Where cost, safety, and life cycle are vital, not size

Lithium-ion batteries have much higher energy density (energy that can be stored per unit volume) than water-based batteries (making lithium-ion batteries attractive for smartphones and other compact devices), but water-based zinc-ion batteries are more feasible for grid-scale applications, where cost, safety, and life cycle are important, not size.

The cell design satisfies four vital criteria: high reversibility, rate, capacity, and no zinc dendrite formation. It provides more than 1,000 cycles. Lithium-ion batteries also operate by intercalation (of lithium ions) but they typically use expensive, flammable, organic electrolytes.

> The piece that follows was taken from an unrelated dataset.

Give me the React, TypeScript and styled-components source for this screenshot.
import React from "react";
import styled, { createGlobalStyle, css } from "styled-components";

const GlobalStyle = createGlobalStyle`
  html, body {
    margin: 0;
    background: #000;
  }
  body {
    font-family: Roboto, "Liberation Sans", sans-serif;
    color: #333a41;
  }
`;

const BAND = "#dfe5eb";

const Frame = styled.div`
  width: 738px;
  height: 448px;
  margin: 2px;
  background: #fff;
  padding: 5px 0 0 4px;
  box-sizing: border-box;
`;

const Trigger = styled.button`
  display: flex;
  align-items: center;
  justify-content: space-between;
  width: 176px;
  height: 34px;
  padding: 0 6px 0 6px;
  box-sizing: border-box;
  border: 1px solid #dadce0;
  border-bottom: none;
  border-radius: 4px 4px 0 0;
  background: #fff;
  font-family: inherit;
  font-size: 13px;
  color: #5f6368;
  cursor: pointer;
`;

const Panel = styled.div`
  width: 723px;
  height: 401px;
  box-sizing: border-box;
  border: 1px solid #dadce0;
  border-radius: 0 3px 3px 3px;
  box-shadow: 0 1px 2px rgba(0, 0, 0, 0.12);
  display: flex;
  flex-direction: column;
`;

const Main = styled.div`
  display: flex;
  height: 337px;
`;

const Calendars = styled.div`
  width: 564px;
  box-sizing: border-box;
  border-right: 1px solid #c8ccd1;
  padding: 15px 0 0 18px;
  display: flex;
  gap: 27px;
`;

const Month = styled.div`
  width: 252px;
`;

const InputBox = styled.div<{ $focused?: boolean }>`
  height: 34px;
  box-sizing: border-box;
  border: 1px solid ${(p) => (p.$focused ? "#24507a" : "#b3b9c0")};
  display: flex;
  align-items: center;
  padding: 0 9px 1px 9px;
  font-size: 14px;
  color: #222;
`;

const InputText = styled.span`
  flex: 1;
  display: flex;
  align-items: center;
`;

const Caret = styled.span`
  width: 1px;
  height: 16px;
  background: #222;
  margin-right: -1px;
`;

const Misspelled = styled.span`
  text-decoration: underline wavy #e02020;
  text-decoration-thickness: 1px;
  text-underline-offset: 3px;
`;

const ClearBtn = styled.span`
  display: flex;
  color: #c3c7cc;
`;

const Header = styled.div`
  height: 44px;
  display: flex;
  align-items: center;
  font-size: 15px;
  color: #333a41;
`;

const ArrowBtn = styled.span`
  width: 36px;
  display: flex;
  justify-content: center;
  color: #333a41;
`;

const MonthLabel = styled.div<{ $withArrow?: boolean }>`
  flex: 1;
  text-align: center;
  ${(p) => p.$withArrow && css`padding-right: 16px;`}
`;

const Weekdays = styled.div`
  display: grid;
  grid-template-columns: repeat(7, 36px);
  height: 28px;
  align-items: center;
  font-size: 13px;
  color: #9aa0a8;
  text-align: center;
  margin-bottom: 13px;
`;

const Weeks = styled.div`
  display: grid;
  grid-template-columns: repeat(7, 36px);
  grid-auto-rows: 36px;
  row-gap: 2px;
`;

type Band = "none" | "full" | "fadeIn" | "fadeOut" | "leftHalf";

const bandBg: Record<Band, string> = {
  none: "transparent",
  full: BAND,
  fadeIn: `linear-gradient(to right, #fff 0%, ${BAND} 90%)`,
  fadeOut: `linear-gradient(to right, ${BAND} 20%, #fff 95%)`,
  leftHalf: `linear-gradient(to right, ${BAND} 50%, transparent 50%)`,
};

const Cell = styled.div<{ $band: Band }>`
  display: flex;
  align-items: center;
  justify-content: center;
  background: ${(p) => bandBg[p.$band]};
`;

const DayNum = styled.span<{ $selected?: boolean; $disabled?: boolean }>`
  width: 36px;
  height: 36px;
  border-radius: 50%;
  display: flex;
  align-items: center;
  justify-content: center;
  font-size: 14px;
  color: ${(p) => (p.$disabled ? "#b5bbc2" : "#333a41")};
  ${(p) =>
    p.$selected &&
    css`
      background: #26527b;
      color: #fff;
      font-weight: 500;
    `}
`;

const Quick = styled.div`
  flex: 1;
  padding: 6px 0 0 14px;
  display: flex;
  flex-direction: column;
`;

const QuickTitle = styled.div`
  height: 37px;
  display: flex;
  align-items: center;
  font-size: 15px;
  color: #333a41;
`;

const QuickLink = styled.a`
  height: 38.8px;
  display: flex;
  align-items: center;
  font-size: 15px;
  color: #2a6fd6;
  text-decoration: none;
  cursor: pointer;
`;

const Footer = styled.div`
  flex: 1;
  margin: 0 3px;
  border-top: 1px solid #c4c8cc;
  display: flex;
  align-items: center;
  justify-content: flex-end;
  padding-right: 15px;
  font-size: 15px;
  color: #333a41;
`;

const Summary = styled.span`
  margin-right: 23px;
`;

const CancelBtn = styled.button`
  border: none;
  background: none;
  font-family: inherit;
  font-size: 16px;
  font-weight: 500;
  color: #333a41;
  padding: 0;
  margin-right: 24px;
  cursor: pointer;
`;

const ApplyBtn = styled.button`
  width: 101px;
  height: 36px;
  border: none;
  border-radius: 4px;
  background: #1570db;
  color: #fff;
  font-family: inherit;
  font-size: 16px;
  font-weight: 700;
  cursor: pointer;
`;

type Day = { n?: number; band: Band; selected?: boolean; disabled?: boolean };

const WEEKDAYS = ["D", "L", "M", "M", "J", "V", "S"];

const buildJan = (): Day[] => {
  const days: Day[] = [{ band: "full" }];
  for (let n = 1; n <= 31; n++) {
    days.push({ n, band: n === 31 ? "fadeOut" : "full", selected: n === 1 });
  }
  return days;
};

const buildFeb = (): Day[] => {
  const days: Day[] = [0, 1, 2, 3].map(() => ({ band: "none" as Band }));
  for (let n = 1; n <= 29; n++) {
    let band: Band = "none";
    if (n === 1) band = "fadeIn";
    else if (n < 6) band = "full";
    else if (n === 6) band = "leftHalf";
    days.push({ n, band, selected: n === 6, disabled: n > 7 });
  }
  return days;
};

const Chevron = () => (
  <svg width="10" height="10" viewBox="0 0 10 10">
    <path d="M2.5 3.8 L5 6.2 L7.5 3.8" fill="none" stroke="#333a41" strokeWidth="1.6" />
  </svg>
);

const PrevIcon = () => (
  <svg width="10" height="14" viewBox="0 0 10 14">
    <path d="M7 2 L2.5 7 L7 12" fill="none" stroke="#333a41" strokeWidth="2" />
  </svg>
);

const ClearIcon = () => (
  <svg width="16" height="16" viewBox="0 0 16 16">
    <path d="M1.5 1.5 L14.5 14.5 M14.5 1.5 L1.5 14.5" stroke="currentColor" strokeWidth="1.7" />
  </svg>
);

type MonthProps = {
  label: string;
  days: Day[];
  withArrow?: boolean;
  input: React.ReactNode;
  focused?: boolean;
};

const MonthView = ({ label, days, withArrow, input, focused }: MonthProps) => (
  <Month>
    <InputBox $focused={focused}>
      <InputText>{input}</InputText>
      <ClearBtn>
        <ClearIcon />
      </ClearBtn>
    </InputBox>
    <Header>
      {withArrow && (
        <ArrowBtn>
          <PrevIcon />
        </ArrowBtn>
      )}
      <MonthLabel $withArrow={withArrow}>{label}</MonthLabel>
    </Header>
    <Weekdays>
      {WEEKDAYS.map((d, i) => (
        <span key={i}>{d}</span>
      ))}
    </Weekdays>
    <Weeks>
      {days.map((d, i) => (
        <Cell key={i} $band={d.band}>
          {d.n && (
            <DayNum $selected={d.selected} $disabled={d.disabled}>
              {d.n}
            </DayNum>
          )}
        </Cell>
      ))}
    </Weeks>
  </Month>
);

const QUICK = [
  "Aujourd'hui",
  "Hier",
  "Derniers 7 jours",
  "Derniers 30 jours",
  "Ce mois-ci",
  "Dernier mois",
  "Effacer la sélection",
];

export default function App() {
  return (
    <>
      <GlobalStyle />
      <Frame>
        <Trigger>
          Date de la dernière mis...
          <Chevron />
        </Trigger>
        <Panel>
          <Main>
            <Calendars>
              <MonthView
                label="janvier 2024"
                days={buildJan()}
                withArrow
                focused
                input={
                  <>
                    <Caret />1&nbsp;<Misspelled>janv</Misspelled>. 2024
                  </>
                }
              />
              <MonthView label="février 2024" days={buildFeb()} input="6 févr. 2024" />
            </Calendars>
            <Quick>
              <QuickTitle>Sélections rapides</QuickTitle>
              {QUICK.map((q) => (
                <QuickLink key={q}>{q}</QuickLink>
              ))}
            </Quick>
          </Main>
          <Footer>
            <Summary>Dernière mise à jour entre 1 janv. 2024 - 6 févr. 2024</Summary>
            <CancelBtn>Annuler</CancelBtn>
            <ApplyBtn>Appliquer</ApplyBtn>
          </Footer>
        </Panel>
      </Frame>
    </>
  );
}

The bonus for manufacturers is they can produce this zinc battery at low cost because its fabrication does not require special conditions, such as ultra-low humidity or the handling of flammable materials needed for lithium ion batteries, the chemists say.

“The focus used to be on minimizing size and weight for the portable electronics market and cars,” said Dipan Kundu, a University of Waterloo postdoctoral fellow and the paper’s first author. “Grid storage needs a different kind of battery and that’s given us license to look into different materials.”

The discovery appears in the journal Nature Energy.


Abstract of A high-capacity and long-life aqueous rechargeable zinc battery using a metal oxide intercalation cathode

Although non-aqueous Li-ion batteries possess significantly higher energy density than their aqueous counterparts, the latter can be more feasible for grid-scale applications when cost, safety and cycle life are taken into consideration. Moreover, aqueous Zn-ion batteries have an energy storage advantage over alkali-based batteries as they can employ Zn metal as the negative electrode, dramatically increasing energy density. However, their development is plagued by a limited choice of positive electrodes, which often show poor rate capability and inadequate cycle life. Here we report a vanadium oxide bronze pillared by interlayer Zn2+ ions and water (Zn0.25V2O5nH2O), as the positive electrode for a Zn cell. A reversible Zn2+ ion (de)intercalation storage process at fast rates, with more than one Zn2+ per formula unit (a capacity up to 300 mAh g−1), is characterized. The Zn cell offers an energy density of ∼450 Wh l−1 and exhibits a capacity retention of more than 80% over 1,000 cycles, with no dendrite formation at the Zn electrode.